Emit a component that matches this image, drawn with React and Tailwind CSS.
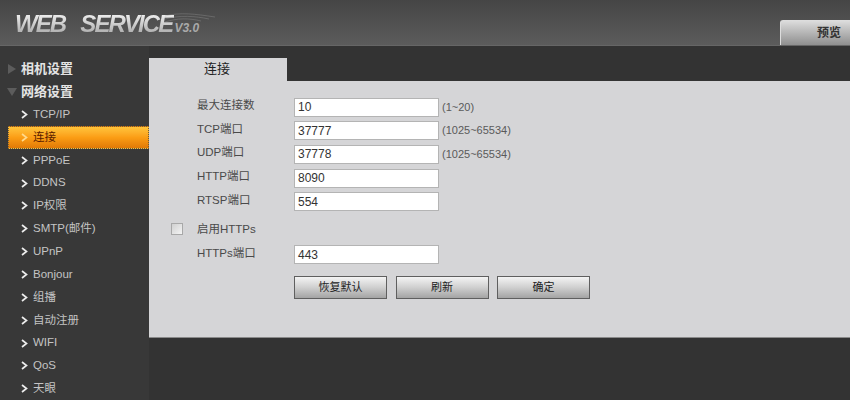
const font = { fontFamily: '"Liberation Sans", "Noto Sans CJK SC", sans-serif' }

const menuItems = ['TCP/IP', '连接', 'PPPoE', 'DDNS', 'IP权限', 'SMTP(邮件)', 'UPnP', 'Bonjour', '组播', '自动注册', 'WIFI', 'QoS', '天眼']

const portRows = [
    { label: '最大连接数', value: '10', hint: '(1~20)' },
    { label: 'TCP端口', value: '37777', hint: '(1025~65534)' },
    { label: 'UDP端口', value: '37778', hint: '(1025~65534)' },
    { label: 'HTTP端口', value: '8090' },
    { label: 'RTSP端口', value: '554' },
]

function Chevron() {
    return (
        <svg width="7" height="9" viewBox="0 0 7 9" className="shrink-0">
            <path d="M1 1 L5.5 4.5 L1 8" fill="none" stroke="currentColor" strokeWidth="1.7" />
        </svg>
    )
}

function Logo() {
    return (
        <div className="relative flex items-baseline italic font-bold text-[24px] leading-none tracking-[-1.9px]">
            <span className="bg-gradient-to-b from-[#f6f6f6] to-[#a6a6a6] bg-clip-text text-transparent pr-[2px]">WEB</span>
            <span className="ml-[13px] bg-gradient-to-b from-[#f6f6f6] to-[#a6a6a6] bg-clip-text text-transparent pr-[2px]">SERVICE</span>
            <span className="text-[12px] tracking-normal text-[#a9a9a9]">V3.0</span>
            {/* speed lines behind the version */}
            <svg width="50" height="14" viewBox="0 0 50 14" className="absolute left-[150px] top-0 opacity-50">
                <path d="M0 4 C15 0 30 2 50 5 M0 7 C15 3 30 4 44 7 M0 10 C12 6 24 6 36 9" fill="none" stroke="#9a9a9a" strokeWidth="0.7" />
            </svg>
        </div>
    )
}

function Sidebar() {
    return (
        <div className="w-[149px] shrink-0 bg-[#383838] pt-[11px] h-[354px] overflow-hidden">
            <div className="flex items-center h-[23px] pl-[8px] gap-[3px] text-[13px] font-bold text-[#e4e4e4]">
                <span className="w-0 h-0 border-y-[5px] border-y-transparent border-l-[8px] border-l-[#5c5c5c]" />
                <span className="ml-[2px]">相机设置</span>
            </div>
            <div className="flex items-center h-[23px] pl-[8px] gap-[3px] text-[13px] font-bold text-[#e4e4e4]">
                <span className="w-0 h-0 border-x-[5px] border-x-transparent border-t-[8px] border-t-[#5c5c5c] -ml-[1px]" />
                <span className="ml-[1px]">网络设置</span>
            </div>
            <div>
                {menuItems.map((item) =>
                    item === '连接' ? (
                        <div
                            key={item}
                            className="flex items-center h-[23px] ml-[8px] pl-[12px] gap-[5px] text-[11.5px] text-[#5a1c00] border border-dotted border-[#6b5a3a] bg-gradient-to-b from-[#ffc43a] via-[#fb9d14] to-[#e27a06]"
                        >
                            <span className="text-[#ffd98a]"><Chevron /></span>
                            {item}
                        </div>
                    ) : (
                        <div key={item} className="flex items-center h-[22.85px] pl-[21px] gap-[5px] text-[11.5px] text-[#c4c4c4]">
                            <span className="text-[#ececec]"><Chevron /></span>
                            {item}
                        </div>
                    ),
                )}
            </div>
        </div>
    )
}

function Field({ label, value, hint, className }) {
    return (
        <div className={`flex items-center h-[20px] ${className}`}>
            <span className="w-[97px] -mt-[3px] text-[11.5px] text-[#4a4a4a]">{label}</span>
            <div className="w-[145px] h-[19px] bg-white border border-[#b4b4b4] flex items-center pl-[3px] text-[12px] text-[#333]">{value}</div>
            {hint && <span className="ml-[3px] text-[11px] text-[#5a5a5a]">{hint}</span>}
        </div>
    )
}

function ActionButton({ children }) {
    return (
        <button className="w-[93px] h-[23px] border border-[#5f5f5f] bg-gradient-to-b from-[#f4f4f4] via-[#cfcfcf] to-[#a4a4a4] text-[11px] text-[#222]">
            {children}
        </button>
    )
}

function ConnectionForm() {
    return (
        <div className="flex-1 flex flex-col min-h-0">
            <div className="h-[35px] bg-[#333] flex items-end pt-[12px]">
                <div className="w-[138px] h-[23px] bg-[#d5d5d7] pl-[55px] text-[13px] leading-[22px] text-[#222]">连接</div>
            </div>
            <div className="h-[257px] bg-[#d5d5d7] pt-[16px] pl-[48px] flex flex-col gap-[3.7px] border-b border-b-[#8a8a8a]">
                {portRows.map((row) => <Field key={row.label} {...row} />)}
                <div className="flex items-center h-[20px] -ml-[26px] mt-[4px] gap-[14px]">
                    <span className="w-[12px] h-[12px] border border-[#a8a8a8] bg-gradient-to-br from-[#d0d0d0] to-[#f4f4f4]" />
                    <span className="text-[11.5px] text-[#4a4a4a]">启用HTTPs</span>
                </div>
                <Field label="HTTPs端口" value="443" className="mt-[1.6px]" />
                <div className="flex gap-[8.5px] ml-[97px] mt-[7.6px]">
                    <ActionButton>恢复默认</ActionButton>
                    <ActionButton>刷新</ActionButton>
                    <ActionButton>确定</ActionButton>
                </div>
            </div>
            <div className="flex-1 bg-[#333]" />
        </div>
    )
}

export default function App() {
    return (
        <div className="w-[850px] h-[400px] overflow-hidden flex flex-col bg-[#333]" style={font}>
            {/* Header */}
            <div className="h-[46px] shrink-0 flex items-end justify-between bg-gradient-to-b from-[#454545] to-[#5c5c5c] border-b border-b-[#666]">
                <div className="self-start pt-[12px] pl-[15px]"><Logo /></div>
                <div className="w-[70px] h-[25px] rounded-tl-[3px] border-l border-t border-l-[#ddd] border-t-[#ddd] bg-gradient-to-b from-[#dcdcdc] to-[#8f8f8f] pl-[36px] text-[12px] leading-[24px] font-bold text-[#333]">
                    预览
                </div>
            </div>
            <div className="flex flex-1 min-h-0">
                <Sidebar />
                <ConnectionForm />
            </div>
        </div>
    )
}
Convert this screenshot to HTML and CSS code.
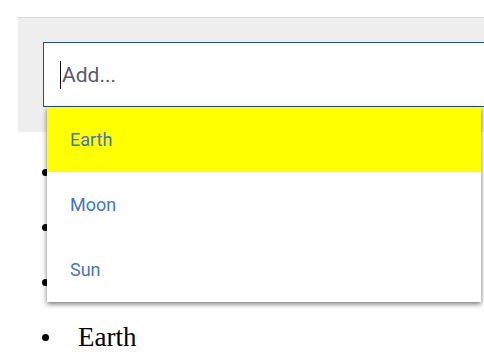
FILE: index.html
```html
<!DOCTYPE html>
<html>
<head>
<meta charset="utf-8">
<link rel="stylesheet" href="styles.css">
</head>
<body>
<div class="panel">
  <div class="combo">
    <div class="input"><span class="caret"></span><span class="placeholder">Add...</span></div>
    <ul class="dropdown">
      <li class="option active">Earth</li>
      <li class="option">Moon</li>
      <li class="option">Sun</li>
    </ul>
  </div>
</div>
<ul class="items">
  <li>Earth</li>
  <li>Moon</li>
  <li>Sun</li>
  <li>Earth</li>
</ul>
</body>
</html>
```
FILE: styles.css
```css
html, body {
  margin: 0;
  padding: 0;
  overflow: hidden;
  background: #fff;
  width: 484px;
  height: 364px;
}
body {
  font-family: "Liberation Serif", serif;
}
.panel {
  margin: 17px 0 0 18px;
  width: 540px;
  background: #eeeeee;
  border-top: 1px solid #d9d9d9;
  padding: 24px 0 25px 25px;
}
.combo {
  position: relative;
}
.input {
  height: 63px;
  border: 1px solid #2b4d8c;
  background: #fff;
  display: flex;
  align-items: center;
  padding-left: 16px;
  font-family: Roboto, "Liberation Sans", sans-serif;
  font-size: 21px;
  color: #5a5a66;
}
.caret {
  display: inline-block;
  width: 1px;
  height: 28px;
  background: #111;
  margin-right: 1px;
}
.dropdown {
  position: absolute;
  top: 65px;
  left: 4px;
  width: 434px;
  margin: 0;
  padding: 0;
  list-style: none;
  background: #fff;
  box-shadow: 0 2px 5px rgba(0, 0, 0, 0.55);
  z-index: 2;
}
.option {
  height: 65px;
  display: flex;
  align-items: center;
  padding-left: 23px;
  font-family: Roboto, "Liberation Sans", sans-serif;
  font-size: 18px;
  color: #4676b8;
}
.option.active {
  background: #ffff00;
}
.items {
  list-style: none;
  margin: 13px 0 0;
  padding: 0 0 0 42px;
  font-size: 27px;
}
.items li {
  height: 55px;
  display: flex;
  align-items: center;
}
.items li::before {
  content: "";
  width: 7px;
  height: 7px;
  border-radius: 50%;
  background: #000;
  margin-right: 29px;
}
```
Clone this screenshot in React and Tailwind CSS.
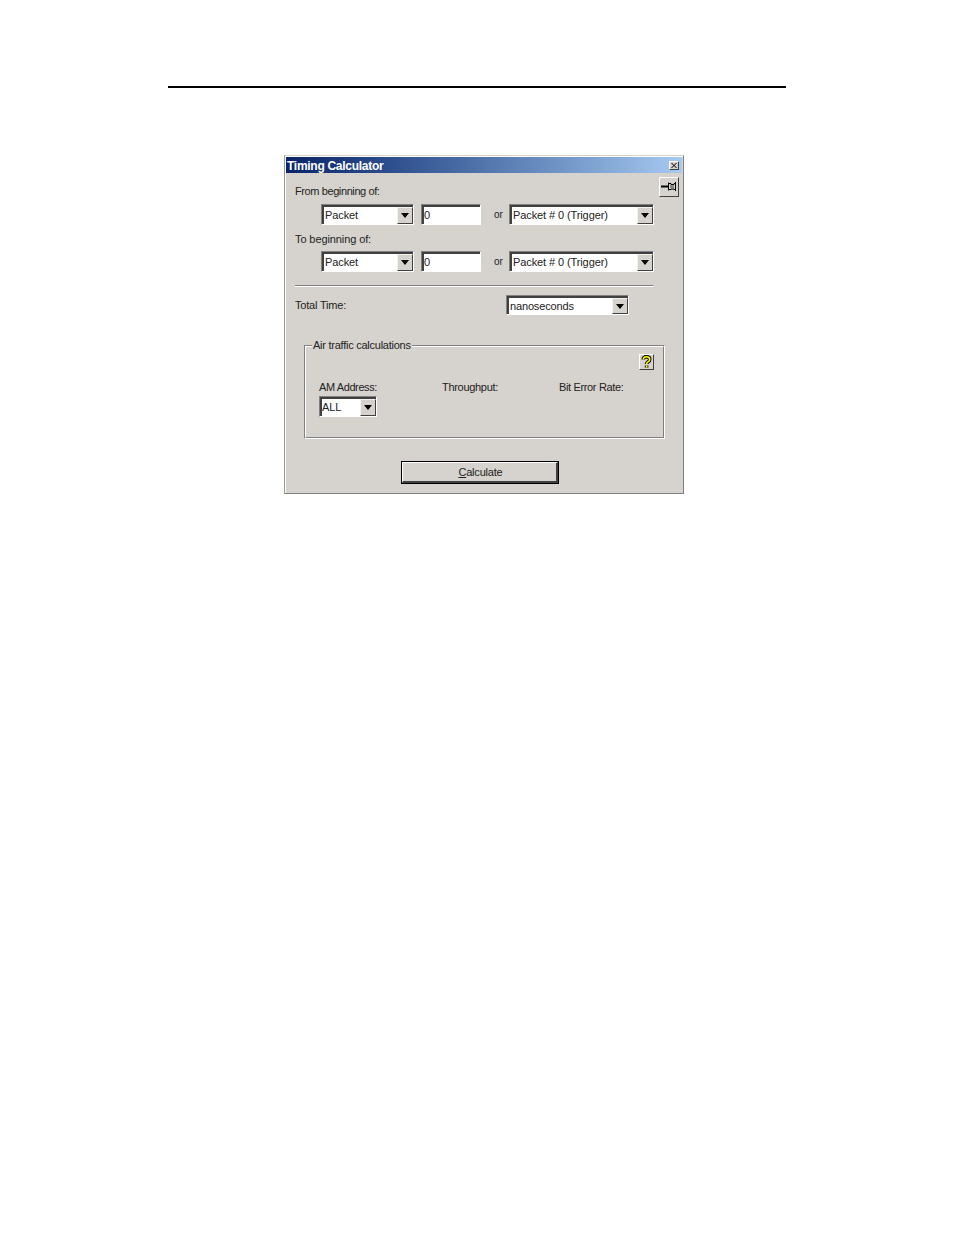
import React from "react";

const ui = "font-['Liberation_Sans',Arial,sans-serif]";
const face = "bg-[#d6d3ce]";
const raised = "border border-t-white border-l-white border-r-[#404040] border-b-[#404040]";

function Arrow() {
  return (
    <svg width="8" height="5" viewBox="0 0 8 5" className="block">
      <path d="M0 0h8L4 5z" fill="#000" />
    </svg>
  );
}

function Sunken({ className = "", children }) {
  return (
    <div className={`border border-t-[#808080] border-l-[#808080] border-r-white border-b-white ${className}`}>
      <div className="h-full border-t-2 border-l-2 border-t-[#404040] border-l-[#404040] bg-white flex items-center overflow-hidden">
        {children}
      </div>
    </div>
  );
}

function Combo({ value, className = "", textClass = "pl-[1px]", tracking = "tracking-[-0.1px]" }) {
  return (
    <Sunken className={className}>
      <span className={`flex-1 text-[11px] leading-none text-[#222] whitespace-nowrap ${tracking} ${textClass}`}>{value}</span>
      <div className={`w-4 h-full shrink-0 ${face} border border-t-[#f4f3ef] border-l-[#f4f3ef] border-r-[#404040] border-b-[#404040] flex items-center justify-center`}>
        <Arrow />
      </div>
    </Sunken>
  );
}

function Label({ children, className = "" }) {
  return <div className={`text-[11px] leading-[14px] text-[#222] whitespace-nowrap ${className}`}>{children}</div>;
}

function Row({ className = "" }) {
  return (
    <div className={`flex items-center h-[21px] ${className}`}>
      <Combo value="Packet" className="w-[93px] h-[21px] ml-[26px]" />
      <Sunken className="w-[60px] h-[21px] ml-[7px]">
        <span className="text-[11px] leading-none text-[#222]">0</span>
      </Sunken>
      <span className="ml-[13px] w-[15px] text-[10px] leading-none text-[#222]">or</span>
      <Combo value="Packet # 0 (Trigger)" className="w-[145px] h-[21px]" />
    </div>
  );
}

export default function App() {
  return (
    <div className={`min-h-[1235px] bg-white pt-[86px] ${ui}`}>
      <div className="mx-[168px] h-[2px] bg-black" />
      <div className={`ml-[284px] mt-[67px] w-[400px] h-[339px] ${face} border border-t-[#d6d3ce] border-l-[#9a9890] border-r-[#808080] border-b-[#808080]`}>
        <div className="h-full border-t border-l border-t-white border-l-white pr-[1px] pb-[1px]">
          <div className="h-[16px] bg-gradient-to-r from-[#0a246a] to-[#a6caf0] flex items-center justify-between pl-[1px] pr-[3px]">
            <span className="pt-[1px] text-[12px] leading-none font-bold tracking-[-0.28px] text-white whitespace-nowrap">Timing Calculator</span>
            <div className={`w-[10px] h-[9px] ${face} ${raised} flex items-center justify-center`}>
              <svg width="6" height="5" viewBox="0 0 6 5" className="block">
                <path d="M0.5 0L5.5 5M5.5 0L0.5 5" stroke="#000" strokeWidth="1" />
              </svg>
            </div>
          </div>

          <div className="relative pl-[9px] pr-[28px] pt-[11px]">
            <div className={`absolute right-[3px] top-[4px] w-[20px] h-[20px] ${face} ${raised} flex items-center justify-center`}>
              <svg width="16" height="12" viewBox="0 0 16 12" className="block">
                <path d="M0 5.5h7" stroke="#000" strokeWidth="2" fill="none" />
                <path d="M7.5 1.5v8M14.5 1v9M8 2.5h2V3.5h3V2.5h1M8 8.5h2V8h3v.5h1" stroke="#000" strokeWidth="1" fill="none" />
                <path d="M9 4h4v3H9z" fill="#8c8a80" />
              </svg>
            </div>

            <Label className="tracking-[-0.4px]">From beginning of:</Label>
            <Row className="mt-[6px]" />
            <Label className="mt-[7px] tracking-[-0.1px]">To beginning of:</Label>
            <Row className="mt-[5px]" />
            <div className="mt-[13px] mr-[1px] h-[2px] border-t border-t-[#808080] border-b border-b-white" />
            <div className="flex items-center h-[20px] mt-[8px]">
              <Label className="w-[211px] tracking-[-0.2px]">Total Time:</Label>
              <Combo value="nanoseconds" tracking="tracking-[-0.15px]" className="w-[123px] h-[20px]" />
            </div>
          </div>

          <div className="relative ml-[18px] mt-[30px] w-[361px] h-[94px] border border-t-[#808080] border-l-[#808080] border-r-white border-b-white">
            <div className="h-full border border-t-white border-l-white border-r-[#808080] border-b-[#808080] pl-[13px]">
              <div className={`absolute left-[7px] top-[-8px] px-[1px] ${face} text-[11px] leading-[14px] tracking-[-0.25px] text-[#222] whitespace-nowrap`}>Air traffic calculations</div>
              <div className="flex justify-end pr-[9px] pt-[7px]">
                <div className={`w-[15px] h-[16px] ${face} ${raised} flex items-center justify-center`}>
                  <svg width="11" height="14" viewBox="0 0 11 14" className="block">
                    <path d="M2.3 4.5C2.3 2.6 3.7 1.8 5.5 1.8s3.2 1 3.2 2.6c0 1.3-.8 1.9-1.7 2.5-.9.6-1.4 1-1.4 2.1M5.6 10.6v1.8" stroke="#000" strokeWidth="3.6" fill="none" />
                    <path d="M2.3 4.5C2.3 2.6 3.7 1.8 5.5 1.8s3.2 1 3.2 2.6c0 1.3-.8 1.9-1.7 2.5-.9.6-1.4 1-1.4 2.1M5.6 10.6v1.8" stroke="#ffff00" strokeWidth="1.6" fill="none" />
                  </svg>
                </div>
              </div>
              <div className="flex mt-[10px]">
                <div className="w-[123px]">
                  <Label className="tracking-[-0.4px]">AM Address:</Label>
                  <Combo value="ALL" textClass="pl-0" className="mt-[2px] w-[58px] h-[21px]" />
                </div>
                <Label className="w-[117px] tracking-[-0.3px]">Throughput:</Label>
                <Label className="tracking-[-0.35px]">Bit Error Rate:</Label>
              </div>
            </div>
          </div>

          <div className="mt-[22px] ml-[115px] w-[158px] h-[23px] bg-black p-[1px]">
            <div className={`h-full ${face} border border-t-white border-l-white border-r-[#404040] border-b-[#404040] border-r-2 border-b-2 pl-[2px] flex items-center justify-center text-[11px] leading-none tracking-[-0.2px] text-[#222]`}>
              <span><span className="underline">C</span>alculate</span>
            </div>
          </div>
        </div>
      </div>
    </div>
  );
}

++++++++++++++++++++

Your task is to gather every line with the word "React" and copy it.

▶ EXERCISE RESPONSE:
Emit a component that matches this image, drawn with React and Tailwind CSS.
Clone this screenshot in React and Tailwind CSS.
import React from "react";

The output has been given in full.